Fico a pensar que o crime que matou Antonieli é uma metáfora triste de um Brasil que despreza a vidas das mulheres. E, assim, então, mais uma existência feminina se perde e com ela os sonhos que estavam em seu ventre, sonhos esses que ela havia decidido parir ao mundo, mas que não veem a luz do dia. O homem traidor busca limpar as evidências de seu compromisso com as mulheres e vai à igreja de seu pai rezar.

Nesse conto de Brasil, as mulheres, por sua vez, são sufocadas por uma ideia e valores impostos pela necessidade de um homem, um sujeito idealizado que, em momentos de decisão, será corajoso e as salvarão, como vemos em desenhos, filmes e novelas. Mesmo que a realidade se mostre aos nossos olhos e aquele ser de alma pequena e desprezível seja sempre o que ele é, vivemos a esperar uma imagem de homem que nunca corresponde à realidade.

Somos ensinadas a esperar por homens seguros e apaixonados, mas recebemos homens covardes e controladores. As dissonâncias entre expectativa e realidade muitas vezes iludem mulheres que podem confiar que, agora sim, esses homens serão parceiros em nossas demandas. Não, não serão.

Há duas semanas, mulheres de diferentes as regiões, lugares sociais e espectros políticos se reuniram para exigir o compromisso de pré-candidatos com 19 pontos de políticas públicas para mulheres. Qual jornal destacou em suas capas e seguiu cobrindo nos dias sequentes? Quem cobrou pré-candidatos e qual se comprometeu? Algum representante de alguma religião se manifestou? Sabemos como funciona a sociedade patriarcal.

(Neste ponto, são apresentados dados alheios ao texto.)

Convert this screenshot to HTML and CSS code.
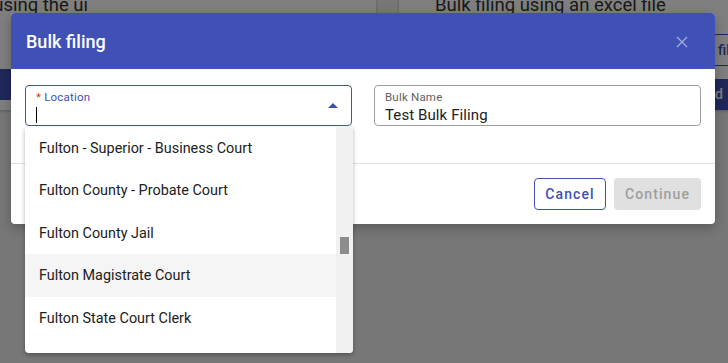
FILE: index.html
```html
<!DOCTYPE html>
<html>
<head>
<meta charset="utf-8">
<link rel="stylesheet" href="styles.css">
</head>
<body>
<div class="page">
  <div class="card card-left">
    <div class="card-title">Bulk filing using the ui</div>
    <div class="card-actions">
      <div class="btn-filled wide">Start bulk filing</div>
    </div>
  </div>
  <div class="card card-right">
    <div class="card-title">Bulk filing using an excel file</div>
    <div class="card-actions">
      <div class="btn-outline">file template</div>
      <div class="btn-filled">Upload</div>
    </div>
  </div>
</div>

<div class="overlay"></div>

<div class="dialog">
  <div class="dialog-header">
    <span class="dialog-title">Bulk filing</span>
    <svg class="close" width="12" height="12" viewBox="0 0 12 12"><path d="M1 1L11 11M11 1L1 11" stroke="currentColor" stroke-width="1.3" fill="none"/></svg>
  </div>
  <div class="dialog-body">
    <div class="field active">
      <div class="field-label"><span class="req">*</span> Location</div>
      <div class="field-input"><span class="caret"></span></div>
      <svg class="arrow" width="10" height="5" viewBox="0 0 10 5"><path d="M0 5L5 0L10 5Z" fill="currentColor"/></svg>
    </div>
    <div class="field">
      <div class="field-label">Bulk Name</div>
      <div class="field-input">Test Bulk Filing</div>
    </div>
  </div>
  <div class="dialog-footer">
    <div class="btn cancel">Cancel</div>
    <div class="btn continue">Continue</div>
  </div>
</div>

<div class="dropdown">
  <div class="options">
    <div class="option">Fulton - Superior - Business Court</div>
    <div class="option">Fulton County - Probate Court</div>
    <div class="option">Fulton County Jail</div>
    <div class="option hover">Fulton Magistrate Court</div>
    <div class="option">Fulton State Court Clerk</div>
  </div>
  <div class="scrollbar"><div class="thumb"></div></div>
</div>
</body>
</html>
```

FILE: styles.css
```css
* { box-sizing: border-box; }
html, body { margin: 0; padding: 0; }
body {
  width: 728px;
  height: 363px;
  overflow: hidden;
  background: #efefef;
  font-family: Roboto, "Liberation Sans", sans-serif;
  position: relative;
}
.page {
  display: flex;
  gap: 23px;
  margin-left: -134px;
  margin-top: -10px;
}
.card {
  background: #fff;
  width: 510px;
  height: 120px;
  flex: none;
  box-shadow: 0 1px 3px rgba(0,0,0,.25);
}
.card-title {
  font-size: 18.5px;
  color: #333;
  line-height: 24px;
  padding-top: 3px;
  white-space: nowrap;
}
.card-left .card-title { text-align: right; padding-right: 288px; }
.card-right .card-title { text-align: left; padding-left: 36px; }
.card-actions { position: relative; height: 90px; }
.btn-filled {
  background: #3f51b5;
  color: #fff;
  font-weight: 500;
  font-size: 14px;
  height: 31px;
  line-height: 31px;
  padding: 0 10px;
  white-space: nowrap;
}
.card-left .btn-filled { position: absolute; left: 0; right: 140px; top: 52px; }
.btn-outline {
  position: absolute; left: 310px; top: 17px; height: 32px; width: 160px;
  border: 1px solid #3f51b5; color: #3f51b5; font-weight: 500; font-size: 14px;
  line-height: 30px; padding-left: 8px; white-space: nowrap;
}
.card-right .btn-filled { position: absolute; left: 270px; top: 62px; width: 200px; padding-left: 10px; }

.overlay {
  position: absolute; inset: 0;
  background: rgba(0,0,0,.5);
}
.dialog {
  position: absolute;
  left: 11px; top: 13px;
  width: 704px;
  background: #fff;
  border-radius: 4px;
  overflow: hidden;
  box-shadow: 0 4px 12px rgba(0,0,0,.25);
}
.dialog-header {
  height: 56px;
  background: #3f51b5;
  display: flex;
  align-items: center;
  justify-content: space-between;
  padding: 0 27px 0 15px;
}
.dialog-title {
  color: #fff;
  font-size: 18px;
  font-weight: 500;
  margin-top: 1px;
}
.close { color: #a3acdc; margin-top: 1px; }
.dialog-body {
  display: flex;
  gap: 22px;
  padding: 16px 14px 37px;
  border-bottom: 1px solid #e0e0e0;
}
.field {
  position: relative;
  flex: 1;
  height: 41px;
  border: 1px solid #9e9e9e;
  border-radius: 4px;
  padding: 4px 10px 0;
}
.field.active { border-color: #3f51b5; }
.field-label {
  font-size: 11.5px;
  color: #616161;
  line-height: 14px;
  letter-spacing: .2px;
}
.field.active .field-label { color: #3f51b5; }
.req { color: #d32f2f; }
.field-input {
  font-size: 15px;
  color: #212121;
  line-height: 19px;
  letter-spacing: .1px;
  height: 19px;
  margin-top: 2px;
}
.caret {
  display: inline-block;
  width: 1px;
  height: 16px;
  background: #000;
  vertical-align: -3px;
}
.arrow {
  position: absolute;
  right: 13px;
  top: 17px;
  color: #3f51b5;
}
.dialog-footer {
  display: flex;
  justify-content: flex-end;
  gap: 8px;
  padding: 14px 14px 14px;
}
.btn {
  height: 32px;
  line-height: 30px;
  border-radius: 4px;
  font-size: 14px;
  font-weight: 500;
  letter-spacing: 1.1px;
  text-align: center;
}
.cancel {
  width: 72px;
  border: 1px solid #3f51b5;
  color: #3f51b5;
}
.continue {
  width: 87px;
  background: #e0e0e0;
  color: #9e9e9e;
  line-height: 32px;
}
.dropdown {
  position: absolute;
  left: 25px; top: 127px;
  width: 328px; height: 226px;
  background: #fff;
  border-radius: 0 0 4px 4px;
  box-shadow: 0 2px 4px rgba(0,0,0,.3);
  display: flex;
  overflow: hidden;
}
.options { flex: 1; }
.option {
  height: 42.4px;
  line-height: 44.4px;
  padding-left: 14px;
  font-size: 14.4px;
  color: #212121;
}
.option.hover { background: #f5f5f5; }
.scrollbar {
  width: 17px;
  background: #f1f1f1;
  position: relative;
}
.thumb {
  position: absolute;
  left: 4px; width: 9px;
  top: 110px; height: 17px;
  background: #8c8c8c;
}
```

Lembro que, ao enviar minha contribuição para Marta Suplicy, escrevi que uma política pública necessária para esse país é uma que acolha e apoie os órfãos do feminicídio, uma categoria de, provavelmente, milhões de brasileiros, mas que nunca foi mapeada nacionalmente e que alimenta um ciclo vicioso de danos afetivos e materiais, como já escrevi nesta coluna anteriormente. Nesse caso, mais uma criança se soma a essa população.

A morte de Antonieli revela tragédias por muitas frentes. Que sua família encontre o apoio necessário, que o assassino seja responsabilizado e que possamos apoiar projetos políticos que verdadeiramente priorizem a vida das mulheres.